(Saved entries)
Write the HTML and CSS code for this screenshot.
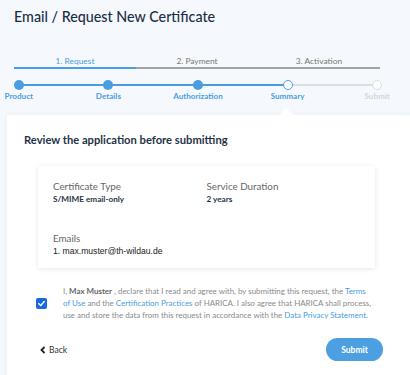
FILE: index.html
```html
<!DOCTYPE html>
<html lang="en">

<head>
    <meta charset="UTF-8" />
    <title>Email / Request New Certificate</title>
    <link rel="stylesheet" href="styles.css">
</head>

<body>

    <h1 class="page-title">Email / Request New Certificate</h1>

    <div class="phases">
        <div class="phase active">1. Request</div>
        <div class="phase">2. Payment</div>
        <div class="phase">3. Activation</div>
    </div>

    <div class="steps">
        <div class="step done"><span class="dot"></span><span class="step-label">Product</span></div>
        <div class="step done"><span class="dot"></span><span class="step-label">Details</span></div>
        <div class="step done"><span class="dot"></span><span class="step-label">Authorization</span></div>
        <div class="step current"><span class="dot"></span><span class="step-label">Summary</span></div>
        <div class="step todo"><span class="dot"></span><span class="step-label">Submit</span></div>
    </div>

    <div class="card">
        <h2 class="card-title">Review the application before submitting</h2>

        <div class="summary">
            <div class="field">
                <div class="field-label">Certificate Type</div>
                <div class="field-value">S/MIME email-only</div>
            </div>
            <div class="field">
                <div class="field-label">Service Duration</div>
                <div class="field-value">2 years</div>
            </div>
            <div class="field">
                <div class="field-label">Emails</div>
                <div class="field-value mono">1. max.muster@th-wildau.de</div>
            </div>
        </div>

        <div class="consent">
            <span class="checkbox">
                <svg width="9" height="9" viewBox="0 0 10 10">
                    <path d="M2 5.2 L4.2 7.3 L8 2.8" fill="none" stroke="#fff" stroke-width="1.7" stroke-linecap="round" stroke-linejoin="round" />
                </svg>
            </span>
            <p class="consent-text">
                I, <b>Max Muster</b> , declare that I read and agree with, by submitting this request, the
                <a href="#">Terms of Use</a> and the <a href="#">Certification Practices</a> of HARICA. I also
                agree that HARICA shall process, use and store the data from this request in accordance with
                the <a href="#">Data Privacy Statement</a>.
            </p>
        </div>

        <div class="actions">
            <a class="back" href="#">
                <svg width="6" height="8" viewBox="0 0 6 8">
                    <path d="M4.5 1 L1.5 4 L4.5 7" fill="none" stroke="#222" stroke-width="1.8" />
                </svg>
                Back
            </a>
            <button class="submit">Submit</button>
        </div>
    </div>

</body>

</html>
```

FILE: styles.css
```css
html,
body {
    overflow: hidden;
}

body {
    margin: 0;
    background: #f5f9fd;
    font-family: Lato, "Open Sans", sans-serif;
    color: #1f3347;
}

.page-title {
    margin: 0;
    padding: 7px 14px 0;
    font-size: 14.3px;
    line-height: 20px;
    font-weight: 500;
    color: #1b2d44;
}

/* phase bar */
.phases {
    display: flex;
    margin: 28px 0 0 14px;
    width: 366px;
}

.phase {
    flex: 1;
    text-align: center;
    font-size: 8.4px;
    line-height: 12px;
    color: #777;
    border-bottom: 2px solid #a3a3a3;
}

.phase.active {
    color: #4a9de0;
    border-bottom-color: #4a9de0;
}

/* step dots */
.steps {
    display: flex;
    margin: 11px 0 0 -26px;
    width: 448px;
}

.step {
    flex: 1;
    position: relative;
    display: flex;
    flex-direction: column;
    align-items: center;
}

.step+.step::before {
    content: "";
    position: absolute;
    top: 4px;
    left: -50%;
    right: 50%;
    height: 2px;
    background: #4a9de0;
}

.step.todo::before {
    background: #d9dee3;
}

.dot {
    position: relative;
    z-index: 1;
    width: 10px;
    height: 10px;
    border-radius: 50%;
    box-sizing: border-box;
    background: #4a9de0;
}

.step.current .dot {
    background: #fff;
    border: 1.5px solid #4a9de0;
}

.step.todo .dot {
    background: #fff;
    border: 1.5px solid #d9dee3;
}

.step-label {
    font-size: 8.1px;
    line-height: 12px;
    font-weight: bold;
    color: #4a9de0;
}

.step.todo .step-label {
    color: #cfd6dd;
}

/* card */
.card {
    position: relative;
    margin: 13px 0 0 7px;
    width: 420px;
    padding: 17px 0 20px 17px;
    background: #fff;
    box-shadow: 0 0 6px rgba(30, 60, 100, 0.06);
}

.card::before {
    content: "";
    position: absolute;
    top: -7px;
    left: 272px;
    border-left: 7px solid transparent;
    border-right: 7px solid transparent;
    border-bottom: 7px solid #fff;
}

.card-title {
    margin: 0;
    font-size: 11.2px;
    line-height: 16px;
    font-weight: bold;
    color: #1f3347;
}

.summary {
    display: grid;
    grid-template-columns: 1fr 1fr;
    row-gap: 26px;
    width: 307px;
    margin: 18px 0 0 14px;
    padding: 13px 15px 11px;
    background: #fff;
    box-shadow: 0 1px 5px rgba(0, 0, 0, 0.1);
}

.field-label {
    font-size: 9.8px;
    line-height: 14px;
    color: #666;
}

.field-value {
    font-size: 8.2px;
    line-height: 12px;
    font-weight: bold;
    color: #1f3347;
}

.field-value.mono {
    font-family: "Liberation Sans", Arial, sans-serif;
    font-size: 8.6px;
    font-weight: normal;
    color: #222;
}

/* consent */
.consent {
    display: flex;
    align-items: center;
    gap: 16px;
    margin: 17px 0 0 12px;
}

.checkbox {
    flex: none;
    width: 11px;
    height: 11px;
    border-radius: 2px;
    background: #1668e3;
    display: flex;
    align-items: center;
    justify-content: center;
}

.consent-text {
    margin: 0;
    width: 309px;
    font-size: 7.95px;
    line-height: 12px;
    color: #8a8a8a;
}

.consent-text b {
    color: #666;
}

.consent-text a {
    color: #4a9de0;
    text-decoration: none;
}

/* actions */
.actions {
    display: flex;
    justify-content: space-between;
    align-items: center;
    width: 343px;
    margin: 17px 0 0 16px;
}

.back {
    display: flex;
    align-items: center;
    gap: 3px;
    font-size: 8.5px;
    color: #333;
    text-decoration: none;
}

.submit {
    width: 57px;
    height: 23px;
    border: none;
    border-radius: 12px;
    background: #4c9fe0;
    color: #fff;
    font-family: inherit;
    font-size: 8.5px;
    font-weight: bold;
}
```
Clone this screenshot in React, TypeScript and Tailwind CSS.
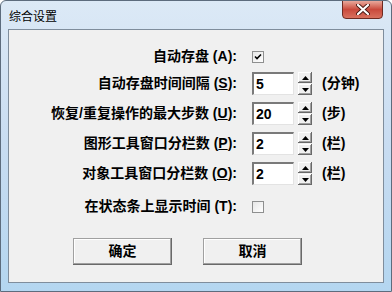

WORK TO DO
Copy each line exactly, and leave the pictures out of your copy.

ANSWER BELOW
Write the HTML and CSS code for this screenshot.
FILE: index.html
```html
<!DOCTYPE html>
<html lang="en">

<head>
    <meta charset="UTF-8" />
    <title>Email / Request New Certificate</title>
    <link rel="stylesheet" href="styles.css">
</head>

<body>

    <h1 class="page-title">Email / Request New Certificate</h1>

    <div class="phases">
        <div class="phase active">1. Request</div>
        <div class="phase">2. Payment</div>
        <div class="phase">3. Activation</div>
    </div>

    <div class="steps">
        <div class="step done"><span class="dot"></span><span class="step-label">Product</span></div>
        <div class="step done"><span class="dot"></span><span class="step-label">Details</span></div>
        <div class="step done"><span class="dot"></span><span class="step-label">Authorization</span></div>
        <div class="step current"><span class="dot"></span><span class="step-label">Summary</span></div>
        <div class="step todo"><span class="dot"></span><span class="step-label">Submit</span></div>
    </div>

    <div class="card">
        <h2 class="card-title">Review the application before submitting</h2>

        <div class="summary">
            <div class="field">
                <div class="field-label">Certificate Type</div>
                <div class="field-value">S/MIME email-only</div>
            </div>
            <div class="field">
                <div class="field-label">Service Duration</div>
                <div class="field-value">2 years</div>
            </div>
            <div class="field">
                <div class="field-label">Emails</div>
                <div class="field-value mono">1. max.muster@th-wildau.de</div>
            </div>
        </div>

        <div class="consent">
            <span class="checkbox">
                <svg width="9" height="9" viewBox="0 0 10 10">
                    <path d="M2 5.2 L4.2 7.3 L8 2.8" fill="none" stroke="#fff" stroke-width="1.7" stroke-linecap="round" stroke-linejoin="round" />
                </svg>
            </span>
            <p class="consent-text">
                I, <b>Max Muster</b> , declare that I read and agree with, by submitting this request, the
                <a href="#">Terms of Use</a> and the <a href="#">Certification Practices</a> of HARICA. I also
                agree that HARICA shall process, use and store the data from this request in accordance with
                the <a href="#">Data Privacy Statement</a>.
            </p>
        </div>

        <div class="actions">
            <a class="back" href="#">
                <svg width="6" height="8" viewBox="0 0 6 8">
                    <path d="M4.5 1 L1.5 4 L4.5 7" fill="none" stroke="#222" stroke-width="1.8" />
                </svg>
                Back
            </a>
            <button class="submit">Submit</button>
        </div>
    </div>

</body>

</html>
```

FILE: styles.css
```css
html,
body {
    overflow: hidden;
}

body {
    margin: 0;
    background: #f5f9fd;
    font-family: Lato, "Open Sans", sans-serif;
    color: #1f3347;
}

.page-title {
    margin: 0;
    padding: 7px 14px 0;
    font-size: 14.3px;
    line-height: 20px;
    font-weight: 500;
    color: #1b2d44;
}

/* phase bar */
.phases {
    display: flex;
    margin: 28px 0 0 14px;
    width: 366px;
}

.phase {
    flex: 1;
    text-align: center;
    font-size: 8.4px;
    line-height: 12px;
    color: #777;
    border-bottom: 2px solid #a3a3a3;
}

.phase.active {
    color: #4a9de0;
    border-bottom-color: #4a9de0;
}

/* step dots */
.steps {
    display: flex;
    margin: 11px 0 0 -26px;
    width: 448px;
}

.step {
    flex: 1;
    position: relative;
    display: flex;
    flex-direction: column;
    align-items: center;
}

.step+.step::before {
    content: "";
    position: absolute;
    top: 4px;
    left: -50%;
    right: 50%;
    height: 2px;
    background: #4a9de0;
}

.step.todo::before {
    background: #d9dee3;
}

.dot {
    position: relative;
    z-index: 1;
    width: 10px;
    height: 10px;
    border-radius: 50%;
    box-sizing: border-box;
    background: #4a9de0;
}

.step.current .dot {
    background: #fff;
    border: 1.5px solid #4a9de0;
}

.step.todo .dot {
    background: #fff;
    border: 1.5px solid #d9dee3;
}

.step-label {
    font-size: 8.1px;
    line-height: 12px;
    font-weight: bold;
    color: #4a9de0;
}

.step.todo .step-label {
    color: #cfd6dd;
}

/* card */
.card {
    position: relative;
    margin: 13px 0 0 7px;
    width: 420px;
    padding: 17px 0 20px 17px;
    background: #fff;
    box-shadow: 0 0 6px rgba(30, 60, 100, 0.06);
}

.card::before {
    content: "";
    position: absolute;
    top: -7px;
    left: 272px;
    border-left: 7px solid transparent;
    border-right: 7px solid transparent;
    border-bottom: 7px solid #fff;
}

.card-title {
    margin: 0;
    font-size: 11.2px;
    line-height: 16px;
    font-weight: bold;
    color: #1f3347;
}

.summary {
    display: grid;
    grid-template-columns: 1fr 1fr;
    row-gap: 26px;
    width: 307px;
    margin: 18px 0 0 14px;
    padding: 13px 15px 11px;
    background: #fff;
    box-shadow: 0 1px 5px rgba(0, 0, 0, 0.1);
}

.field-label {
    font-size: 9.8px;
    line-height: 14px;
    color: #666;
}

.field-value {
    font-size: 8.2px;
    line-height: 12px;
    font-weight: bold;
    color: #1f3347;
}

.field-value.mono {
    font-family: "Liberation Sans", Arial, sans-serif;
    font-size: 8.6px;
    font-weight: normal;
    color: #222;
}

/* consent */
.consent {
    display: flex;
    align-items: center;
    gap: 16px;
    margin: 17px 0 0 12px;
}

.checkbox {
    flex: none;
    width: 11px;
    height: 11px;
    border-radius: 2px;
    background: #1668e3;
    display: flex;
    align-items: center;
    justify-content: center;
}

.consent-text {
    margin: 0;
    width: 309px;
    font-size: 7.95px;
    line-height: 12px;
    color: #8a8a8a;
}

.consent-text b {
    color: #666;
}

.consent-text a {
    color: #4a9de0;
    text-decoration: none;
}

/* actions */
.actions {
    display: flex;
    justify-content: space-between;
    align-items: center;
    width: 343px;
    margin: 17px 0 0 16px;
}

.back {
    display: flex;
    align-items: center;
    gap: 3px;
    font-size: 8.5px;
    color: #333;
    text-decoration: none;
}

.submit {
    width: 57px;
    height: 23px;
    border: none;
    border-radius: 12px;
    background: #4c9fe0;
    color: #fff;
    font-family: inherit;
    font-size: 8.5px;
    font-weight: bold;
}
```
Clone this screenshot in React, TypeScript and Tailwind CSS.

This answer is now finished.